After the destruction of Jericho, Joshua placed a curse on anyone who might rebuild the city (Joshua 6:26). Jericho remained unoccupied until the time of the prophets Elijah and Elisha, about 500 years later. Then Joshua’s word was fulfilled when Hiel of Bethel rebuilt the city, at the cost of the lives of two of his sons (1 Kings 16:34).

Jericho is mentioned briefly in the book of Judges, which says that Jericho served as a provincial outpost for Eglon the King of Moab who held Israel under tribute for 18 years (Judges 3:13). In 1 Chronicles 19:5, King David sent word for his mistreated delegates to remain in Jericho until their beards regrew. In 2 Kings 2:4–18, Jericho appears to have been the home of a “school of the prophets.”

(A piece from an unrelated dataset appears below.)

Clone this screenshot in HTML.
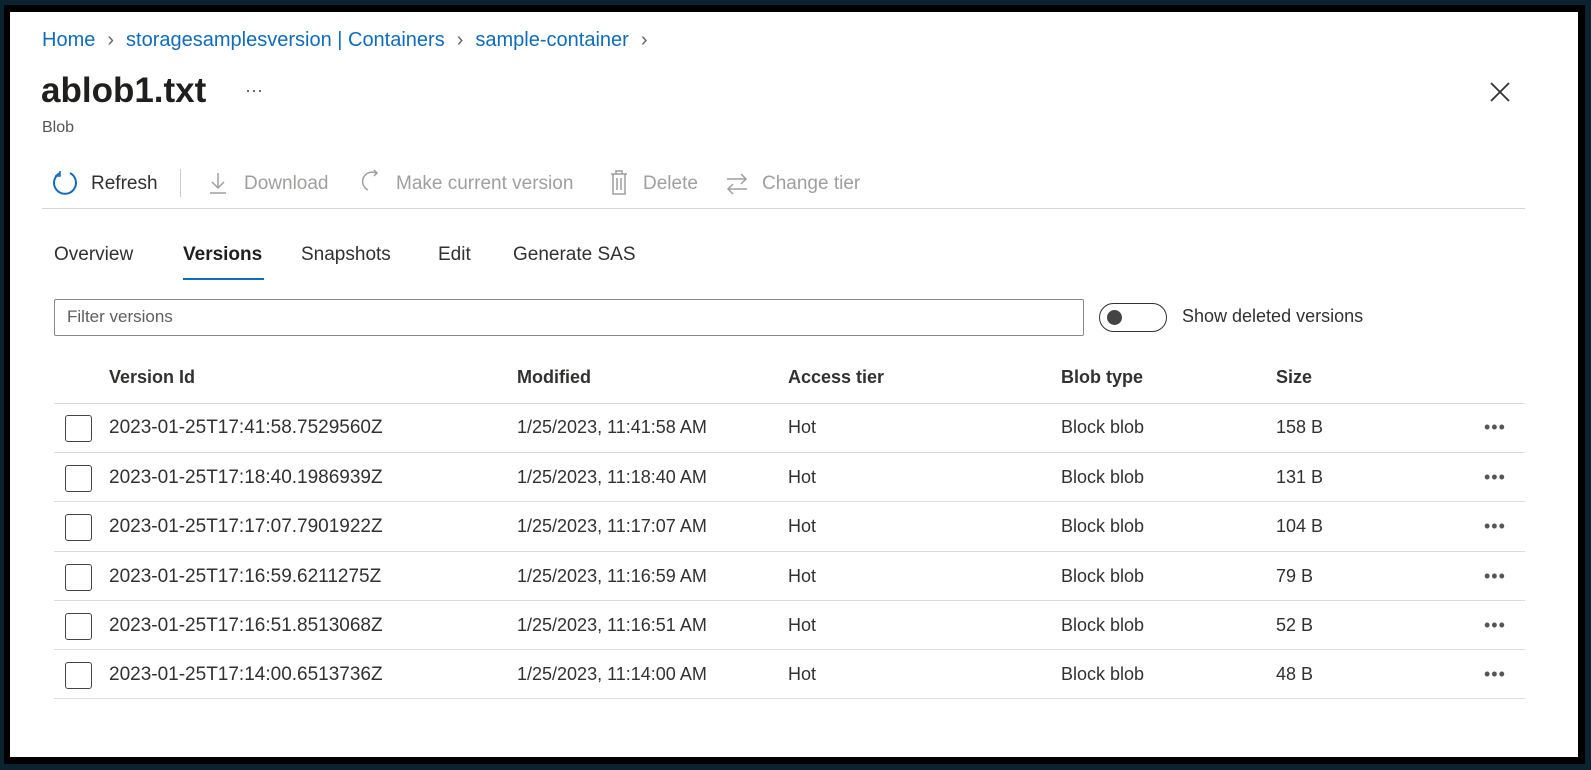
<!DOCTYPE html>
<html><head><style>
*{margin:0;padding:0;box-sizing:border-box}
body{width:1591px;height:770px;background:#0b2231;position:relative;overflow:hidden;font-family:"Segoe UI","Liberation Sans",sans-serif;color:#323130}
.frame{position:absolute;left:4px;top:5px;width:1581px;height:759px;background:#000}
.page{position:absolute;left:10px;top:12px;width:1568px;height:745px;background:#fff}
.a{position:absolute;white-space:nowrap}
.bc{top:29px;font-size:20px;color:#0f6cbd}
.bc .s{color:#666;margin:0 12px}
.tb{top:173px;font-size:19px;color:#a19f9d}
.tab{top:244px;font-size:19px;color:#323130}
.h{top:367px;font-size:18px;font-weight:bold;color:#323130}
.c{font-size:18px;color:#323130}
.v{font-size:19px}
.line{position:absolute;left:54px;width:1471px;height:1px;background:#dcdcdc}
.cb{position:absolute;left:65px;width:27px;height:27px;border:1.5px solid #444;border-radius:3px}
.dots{position:absolute;left:1484px;font-size:18px;color:#555;letter-spacing:1px}
</style></head><body>
<div class="frame"></div>
<div class="page"></div>
<div class="a bc" style="left:42px">Home<span class="s">›</span>storagesamplesversion | Containers<span class="s">›</span>sample-container<span class="s">›</span></div>
<div class="a" style="left:41px;top:71px;font-size:35px;font-weight:600;color:#201f1e">ablob1.txt</div>
<div class="a" style="left:245px;top:80px;font-size:18px;color:#555">···</div>
<div class="a" style="left:42px;top:119px;font-size:16px;color:#555">Blob</div>
<svg class="a" style="left:1488px;top:80px" width="24" height="24"><path d="M3 3L21 21M21 3L3 21" stroke="#333" stroke-width="1.8"/></svg>
<svg class="a" style="left:52px;top:169px" width="26" height="28"><path d="M8 4A11 11 0 1 0 18 4" fill="none" stroke="#0f6cbd" stroke-width="2"/><path d="M8 2v5H3" fill="none" stroke="#0f6cbd" stroke-width="1.5"/></svg>
<div class="a tb" style="left:91px;color:#323130">Refresh</div>
<div class="a" style="left:180px;top:169px;width:1px;height:28px;background:#ccc"></div>
<svg class="a" style="left:207px;top:170px" width="22" height="26"><path d="M11 3v15M5 12l6 6 6-6M3 23h16" fill="none" stroke="#a19f9d" stroke-width="1.5"/></svg>
<div class="a tb" style="left:244px">Download</div>
<svg class="a" style="left:360px;top:168px" width="24" height="28"><path d="M16 5A9 9 0 0 0 8 22" fill="none" stroke="#a19f9d" stroke-width="1.5"/><path d="M14 2l3 3-3 3" fill="none" stroke="#a19f9d" stroke-width="1.5"/></svg>
<div class="a tb" style="left:396px">Make current version</div>
<svg class="a" style="left:608px;top:169px" width="22" height="28"><path d="M3 5h16M8 5V2h6v3M5 5v20h12V5M9 9v12M13 9v12" fill="none" stroke="#a19f9d" stroke-width="1.5"/></svg>
<div class="a tb" style="left:643px">Delete</div>
<svg class="a" style="left:724px;top:171px" width="26" height="26"><path d="M3 8h19M17 3l5 5-5 5M23 18H4M9 13l-5 5 5 5" fill="none" stroke="#a19f9d" stroke-width="1.5"/></svg>
<div class="a tb" style="left:762px">Change tier</div>
<div class="a" style="left:42px;top:208px;width:1483px;height:1px;background:#d6d6d6"></div>
<div class="a tab" style="left:54px">Overview</div>
<div class="a tab" style="left:183px;font-weight:600;color:#201f1e">Versions</div>
<div class="a" style="left:183px;top:278px;width:81px;height:2px;background:#0f6cbd"></div>
<div class="a tab" style="left:301px">Snapshots</div>
<div class="a tab" style="left:438px">Edit</div>
<div class="a tab" style="left:513px">Generate SAS</div>
<div class="a" style="left:54px;top:299px;width:1030px;height:37px;border:1px solid #8a8886;border-radius:2px"></div>
<div class="a" style="left:67px;top:307px;font-size:17px;color:#605e5c">Filter versions</div>
<div class="a" style="left:1099px;top:303px;width:68px;height:29px;border:1.5px solid #333;border-radius:15px"></div>
<div class="a" style="left:1107px;top:310px;width:15px;height:15px;border-radius:50%;background:#444"></div>
<div class="a" style="left:1182px;top:306px;font-size:18px">Show deleted versions</div>
<div class="a h" style="left:109px">Version Id</div>
<div class="a h" style="left:517px">Modified</div>
<div class="a h" style="left:788px">Access tier</div>
<div class="a h" style="left:1061px">Blob type</div>
<div class="a h" style="left:1276px">Size</div>
<div class="line" style="top:403px"></div>
<div class="cb" style="top:415px"></div><div class="a c v" style="left:109px;top:417px">2023-01-25T17:41:58.7529560Z</div><div class="a c" style="left:517px;top:417px">1/25/2023, 11:41:58 AM</div><div class="a c" style="left:788px;top:417px">Hot</div><div class="a c" style="left:1061px;top:417px">Block blob</div><div class="a c" style="left:1276px;top:417px">158 B</div><div class="dots" style="top:417px">•••</div><div class="line" style="top:452px"></div>
<div class="cb" style="top:465px"></div><div class="a c v" style="left:109px;top:467px">2023-01-25T17:18:40.1986939Z</div><div class="a c" style="left:517px;top:467px">1/25/2023, 11:18:40 AM</div><div class="a c" style="left:788px;top:467px">Hot</div><div class="a c" style="left:1061px;top:467px">Block blob</div><div class="a c" style="left:1276px;top:467px">131 B</div><div class="dots" style="top:467px">•••</div><div class="line" style="top:501px"></div>
<div class="cb" style="top:514px"></div><div class="a c v" style="left:109px;top:516px">2023-01-25T17:17:07.7901922Z</div><div class="a c" style="left:517px;top:516px">1/25/2023, 11:17:07 AM</div><div class="a c" style="left:788px;top:516px">Hot</div><div class="a c" style="left:1061px;top:516px">Block blob</div><div class="a c" style="left:1276px;top:516px">104 B</div><div class="dots" style="top:516px">•••</div><div class="line" style="top:551px"></div>
<div class="cb" style="top:564px"></div><div class="a c v" style="left:109px;top:566px">2023-01-25T17:16:59.6211275Z</div><div class="a c" style="left:517px;top:566px">1/25/2023, 11:16:59 AM</div><div class="a c" style="left:788px;top:566px">Hot</div><div class="a c" style="left:1061px;top:566px">Block blob</div><div class="a c" style="left:1276px;top:566px">79 B</div><div class="dots" style="top:566px">•••</div><div class="line" style="top:600px"></div>
<div class="cb" style="top:613px"></div><div class="a c v" style="left:109px;top:615px">2023-01-25T17:16:51.8513068Z</div><div class="a c" style="left:517px;top:615px">1/25/2023, 11:16:51 AM</div><div class="a c" style="left:788px;top:615px">Hot</div><div class="a c" style="left:1061px;top:615px">Block blob</div><div class="a c" style="left:1276px;top:615px">52 B</div><div class="dots" style="top:615px">•••</div><div class="line" style="top:649px"></div>
<div class="cb" style="top:662px"></div><div class="a c v" style="left:109px;top:664px">2023-01-25T17:14:00.6513736Z</div><div class="a c" style="left:517px;top:664px">1/25/2023, 11:14:00 AM</div><div class="a c" style="left:788px;top:664px">Hot</div><div class="a c" style="left:1061px;top:664px">Block blob</div><div class="a c" style="left:1276px;top:664px">48 B</div><div class="dots" style="top:664px">•••</div><div class="line" style="top:698px"></div>
</body></html>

Also reported at Jericho was Elisha’s miraculous purifying of a spring (2 Kings 2:19–22). During the reign of Ahaz, a group of prisoners was spared, clothed, fed, and cared for at Jericho (2 Chronicles 28:15). The final Old Testament mention of events in Jericho was the capture of King Zedekiah after fleeing the Chaldean army (2 Kings 25:2–7; Jeremiah 39:5; 52:8).

Ezra 2:34 and Nehemiah 7:36 report that the number of Jericho’s inhabitants after the return from exile under Zerubbabel was 345. These “son of Jericho” participated in the rebuilding of the walls of Jerusalem.

Jericho played a minor role in the ministry of Jesus. The Lord healed two blind men near the city of Jericho (Matthew 20:29–34). He also encountered Zacchaeus, a chief tax collector, while passing through Jericho (Luke 19:1–10). When Jesus dined in the home of Zacchaeus, He was probably visiting one of the finest houses in Jericho. The gospels seem to indicate that Jericho, an affluent city in Christ’s day, had many beggars (Matthew 20:29–34; Mark 10:46–52; Luke 18:35–43).

The Jericho of New Testament times was built by Herod more than a mile to the south of the Old Testament location, at the mouth of the Wadi Qilt. Today, the modern city of Jericho includes both sites.